今回は子宮内膜受容能検査 (Endometrial receptivity array: ERA) についてご紹介します。
【ERAって何?】
ERAは、良好胚を複数回の周期に渡り胚移植しても着床しない反復着床不全に対する検査で、着床に最適なタイミングを調べることを目的とした検査です。
子宮には着床可能な時期があり、その時に着床できる胚(胚盤胞)が子宮内にないと着床することはできません。この着床可能な極めて限定的な時期を『‘着床の窓(implantation window)’が開いている状態』と表現をします。
反復着床不全では、‘着床の窓’が開いている時期に胚を移植しているつもりでも、実は子宮内膜の遺伝子レベルでは準備が整っておらず、結果的に着床に失敗している症例も含みます。つまり、移植する時期が‘ずれている’可能性があります。
ERAの検査結果は、胚移植日が『受容期(receptive)』あるいは『非受容期(pre/post receptive)』にあるかを評価します。つまり、胚移植日と着床の窓が開いている時期が同期しているのか、あるいは早い/遅いのかが判ります。
【論文紹介】
本日ご紹介する論文は、2014年にHuman Reproductionという雑誌に掲載された、ERAのパイロット・スタディー(当時)です。
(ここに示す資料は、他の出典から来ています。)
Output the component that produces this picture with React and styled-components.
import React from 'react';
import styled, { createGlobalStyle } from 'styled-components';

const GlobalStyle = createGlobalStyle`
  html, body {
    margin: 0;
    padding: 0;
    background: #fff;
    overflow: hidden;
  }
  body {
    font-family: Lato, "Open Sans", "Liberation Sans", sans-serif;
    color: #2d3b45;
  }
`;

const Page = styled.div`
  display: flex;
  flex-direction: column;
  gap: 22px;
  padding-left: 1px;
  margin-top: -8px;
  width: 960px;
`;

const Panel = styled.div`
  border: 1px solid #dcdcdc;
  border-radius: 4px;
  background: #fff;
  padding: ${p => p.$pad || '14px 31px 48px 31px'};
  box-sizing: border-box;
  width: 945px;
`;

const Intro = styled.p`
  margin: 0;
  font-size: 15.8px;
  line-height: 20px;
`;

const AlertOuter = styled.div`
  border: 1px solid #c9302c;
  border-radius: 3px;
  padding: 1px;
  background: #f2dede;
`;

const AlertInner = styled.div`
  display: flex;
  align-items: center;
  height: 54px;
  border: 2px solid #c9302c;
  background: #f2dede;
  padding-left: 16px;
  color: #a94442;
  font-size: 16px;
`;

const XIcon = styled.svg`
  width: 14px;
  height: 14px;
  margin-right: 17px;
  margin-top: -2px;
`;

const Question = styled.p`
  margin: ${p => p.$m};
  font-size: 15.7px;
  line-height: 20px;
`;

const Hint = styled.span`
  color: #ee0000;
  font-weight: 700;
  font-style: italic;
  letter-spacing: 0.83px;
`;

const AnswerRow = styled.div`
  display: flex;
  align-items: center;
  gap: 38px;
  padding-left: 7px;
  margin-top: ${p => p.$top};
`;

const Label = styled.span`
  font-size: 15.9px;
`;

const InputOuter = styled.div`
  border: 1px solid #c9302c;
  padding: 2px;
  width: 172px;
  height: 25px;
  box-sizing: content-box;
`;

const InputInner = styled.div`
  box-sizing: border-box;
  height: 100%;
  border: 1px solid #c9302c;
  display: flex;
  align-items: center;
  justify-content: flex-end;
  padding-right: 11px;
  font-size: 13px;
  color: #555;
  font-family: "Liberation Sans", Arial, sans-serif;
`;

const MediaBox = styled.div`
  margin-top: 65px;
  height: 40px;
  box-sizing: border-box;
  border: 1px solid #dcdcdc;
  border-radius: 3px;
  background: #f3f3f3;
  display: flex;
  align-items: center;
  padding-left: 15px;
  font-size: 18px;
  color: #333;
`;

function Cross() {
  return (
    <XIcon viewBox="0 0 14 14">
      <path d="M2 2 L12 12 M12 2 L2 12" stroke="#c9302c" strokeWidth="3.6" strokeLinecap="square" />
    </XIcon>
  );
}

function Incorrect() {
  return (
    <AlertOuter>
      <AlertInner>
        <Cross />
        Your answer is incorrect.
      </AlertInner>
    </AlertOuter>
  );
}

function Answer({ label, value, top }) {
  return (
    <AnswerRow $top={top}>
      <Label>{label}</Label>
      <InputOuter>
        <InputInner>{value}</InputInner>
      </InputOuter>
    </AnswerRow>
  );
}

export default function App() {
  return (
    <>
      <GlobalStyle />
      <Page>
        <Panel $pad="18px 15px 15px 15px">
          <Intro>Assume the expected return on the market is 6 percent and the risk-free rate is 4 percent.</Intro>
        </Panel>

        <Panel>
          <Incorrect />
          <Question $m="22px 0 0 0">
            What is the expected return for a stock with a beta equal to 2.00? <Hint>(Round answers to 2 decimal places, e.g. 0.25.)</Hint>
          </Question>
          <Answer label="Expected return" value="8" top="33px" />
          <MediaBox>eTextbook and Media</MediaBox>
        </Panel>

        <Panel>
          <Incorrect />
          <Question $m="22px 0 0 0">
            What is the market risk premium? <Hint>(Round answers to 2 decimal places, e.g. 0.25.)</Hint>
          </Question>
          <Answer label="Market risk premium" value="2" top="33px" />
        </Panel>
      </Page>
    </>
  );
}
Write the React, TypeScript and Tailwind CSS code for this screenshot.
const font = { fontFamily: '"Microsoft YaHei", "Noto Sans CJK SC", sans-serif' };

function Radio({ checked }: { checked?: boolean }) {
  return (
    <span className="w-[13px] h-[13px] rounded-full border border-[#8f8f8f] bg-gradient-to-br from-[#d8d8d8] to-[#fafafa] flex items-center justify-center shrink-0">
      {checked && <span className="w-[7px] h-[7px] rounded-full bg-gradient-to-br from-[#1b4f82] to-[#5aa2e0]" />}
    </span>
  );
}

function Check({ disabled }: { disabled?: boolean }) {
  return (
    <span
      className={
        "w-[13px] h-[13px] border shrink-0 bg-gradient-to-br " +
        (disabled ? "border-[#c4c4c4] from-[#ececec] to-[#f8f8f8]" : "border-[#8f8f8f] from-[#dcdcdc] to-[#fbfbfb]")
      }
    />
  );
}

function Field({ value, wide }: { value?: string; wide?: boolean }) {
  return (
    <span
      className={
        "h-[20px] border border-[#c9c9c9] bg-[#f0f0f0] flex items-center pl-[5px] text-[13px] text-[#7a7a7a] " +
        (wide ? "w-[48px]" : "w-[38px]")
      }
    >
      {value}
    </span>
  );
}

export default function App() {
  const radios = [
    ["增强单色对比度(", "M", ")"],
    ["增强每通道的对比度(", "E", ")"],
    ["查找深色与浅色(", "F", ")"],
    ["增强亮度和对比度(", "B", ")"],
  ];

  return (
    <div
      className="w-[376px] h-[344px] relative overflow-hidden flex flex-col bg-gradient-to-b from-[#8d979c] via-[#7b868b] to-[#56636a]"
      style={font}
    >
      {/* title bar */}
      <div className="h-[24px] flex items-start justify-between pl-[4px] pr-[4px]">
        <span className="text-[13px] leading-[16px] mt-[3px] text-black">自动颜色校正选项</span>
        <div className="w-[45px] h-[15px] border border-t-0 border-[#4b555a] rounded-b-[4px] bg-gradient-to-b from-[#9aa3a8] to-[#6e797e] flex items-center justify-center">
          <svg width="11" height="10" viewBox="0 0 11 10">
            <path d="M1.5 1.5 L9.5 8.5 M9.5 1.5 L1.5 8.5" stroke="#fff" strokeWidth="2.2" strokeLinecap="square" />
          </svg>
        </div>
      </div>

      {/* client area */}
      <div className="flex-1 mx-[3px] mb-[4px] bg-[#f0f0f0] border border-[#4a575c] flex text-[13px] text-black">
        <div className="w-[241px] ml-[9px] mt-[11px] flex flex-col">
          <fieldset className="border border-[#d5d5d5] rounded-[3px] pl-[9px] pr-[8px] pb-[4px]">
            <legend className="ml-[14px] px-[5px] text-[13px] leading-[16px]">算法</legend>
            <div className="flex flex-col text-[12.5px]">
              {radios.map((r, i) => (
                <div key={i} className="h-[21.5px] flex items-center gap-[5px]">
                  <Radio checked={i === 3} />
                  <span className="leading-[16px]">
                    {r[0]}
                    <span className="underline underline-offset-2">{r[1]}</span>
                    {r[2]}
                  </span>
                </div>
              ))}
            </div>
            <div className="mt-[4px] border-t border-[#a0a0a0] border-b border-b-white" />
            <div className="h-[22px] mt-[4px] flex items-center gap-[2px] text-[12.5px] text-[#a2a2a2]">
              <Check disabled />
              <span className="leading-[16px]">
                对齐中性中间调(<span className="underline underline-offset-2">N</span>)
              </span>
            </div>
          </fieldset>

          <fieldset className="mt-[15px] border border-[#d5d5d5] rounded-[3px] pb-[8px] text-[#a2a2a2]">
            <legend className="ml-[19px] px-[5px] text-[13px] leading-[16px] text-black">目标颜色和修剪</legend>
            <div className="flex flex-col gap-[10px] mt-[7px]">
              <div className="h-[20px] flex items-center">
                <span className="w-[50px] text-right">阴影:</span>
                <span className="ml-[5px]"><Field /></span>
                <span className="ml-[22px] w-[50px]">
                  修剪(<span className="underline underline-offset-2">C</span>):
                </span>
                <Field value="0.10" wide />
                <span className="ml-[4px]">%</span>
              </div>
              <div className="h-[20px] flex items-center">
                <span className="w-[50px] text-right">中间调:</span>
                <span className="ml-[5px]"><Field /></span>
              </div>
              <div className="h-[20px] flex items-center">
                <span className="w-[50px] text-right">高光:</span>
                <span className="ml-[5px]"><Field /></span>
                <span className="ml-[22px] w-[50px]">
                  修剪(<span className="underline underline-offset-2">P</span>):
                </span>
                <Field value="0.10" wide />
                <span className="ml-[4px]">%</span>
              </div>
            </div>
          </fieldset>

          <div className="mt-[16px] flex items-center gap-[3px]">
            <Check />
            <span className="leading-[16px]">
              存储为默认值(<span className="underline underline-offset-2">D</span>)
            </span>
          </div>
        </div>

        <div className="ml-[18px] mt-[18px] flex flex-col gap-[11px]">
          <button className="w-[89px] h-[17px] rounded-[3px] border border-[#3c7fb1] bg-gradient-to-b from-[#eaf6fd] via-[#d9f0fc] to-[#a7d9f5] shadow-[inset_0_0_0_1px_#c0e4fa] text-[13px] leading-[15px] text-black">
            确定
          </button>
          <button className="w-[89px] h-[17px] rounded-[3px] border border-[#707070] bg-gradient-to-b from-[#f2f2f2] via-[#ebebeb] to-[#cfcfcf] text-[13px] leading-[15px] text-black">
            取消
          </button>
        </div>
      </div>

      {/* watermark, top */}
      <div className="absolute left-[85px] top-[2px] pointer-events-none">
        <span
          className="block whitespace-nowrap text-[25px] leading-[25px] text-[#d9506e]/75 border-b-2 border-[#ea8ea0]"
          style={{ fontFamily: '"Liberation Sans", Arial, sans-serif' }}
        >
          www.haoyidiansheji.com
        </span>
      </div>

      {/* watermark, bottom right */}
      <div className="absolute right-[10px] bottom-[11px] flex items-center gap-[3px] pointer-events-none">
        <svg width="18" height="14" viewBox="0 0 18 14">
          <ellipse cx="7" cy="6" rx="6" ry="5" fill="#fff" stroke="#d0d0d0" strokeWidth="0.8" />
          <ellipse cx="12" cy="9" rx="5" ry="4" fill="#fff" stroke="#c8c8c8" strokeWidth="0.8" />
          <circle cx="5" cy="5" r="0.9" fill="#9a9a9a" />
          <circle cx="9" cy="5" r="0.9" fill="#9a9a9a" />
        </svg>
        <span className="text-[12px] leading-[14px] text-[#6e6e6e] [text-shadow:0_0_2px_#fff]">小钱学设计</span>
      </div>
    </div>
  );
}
対象患者は凍結融解胚移植周期で胚移植を1-6周期(平均2.1回)行っても着床せず、ERAの結果、胚移植日と着床の窓に‘ずれ’が確認されている患者を対象としています。同一患者に対し、‘ずれ’を修正した正しい時期に胚移植を行うことで妊娠するか否かを調べています。
胚移植実施時期
非受容期 受容期
着床率 11%(7/65) 40%(14/35)
臨床妊娠率 19%(7/36) 60%(12/20)
妊娠継続率 0%(0/7) 75%(9/12)
流産率 100%(7/7) 25%(3/12)
‘ずれ’を修正することで、妊娠率がぐっと上がることがわかります。この様に、ERAは胚移植日と着床の窓が開いている時期の‘ずれ’を見極め、個人個人に応じたテーラーメイド医療を可能にする技術になります。
【最後に】
当院ではERAをいち早く導入し、反復着床不全の方を対象に実施しております(詳しくは英ウィメンズクリニックHPをご参照ください)。実際に、‘ずれ’を修正することで、妊娠し卒業されていく方が続々とでてきています。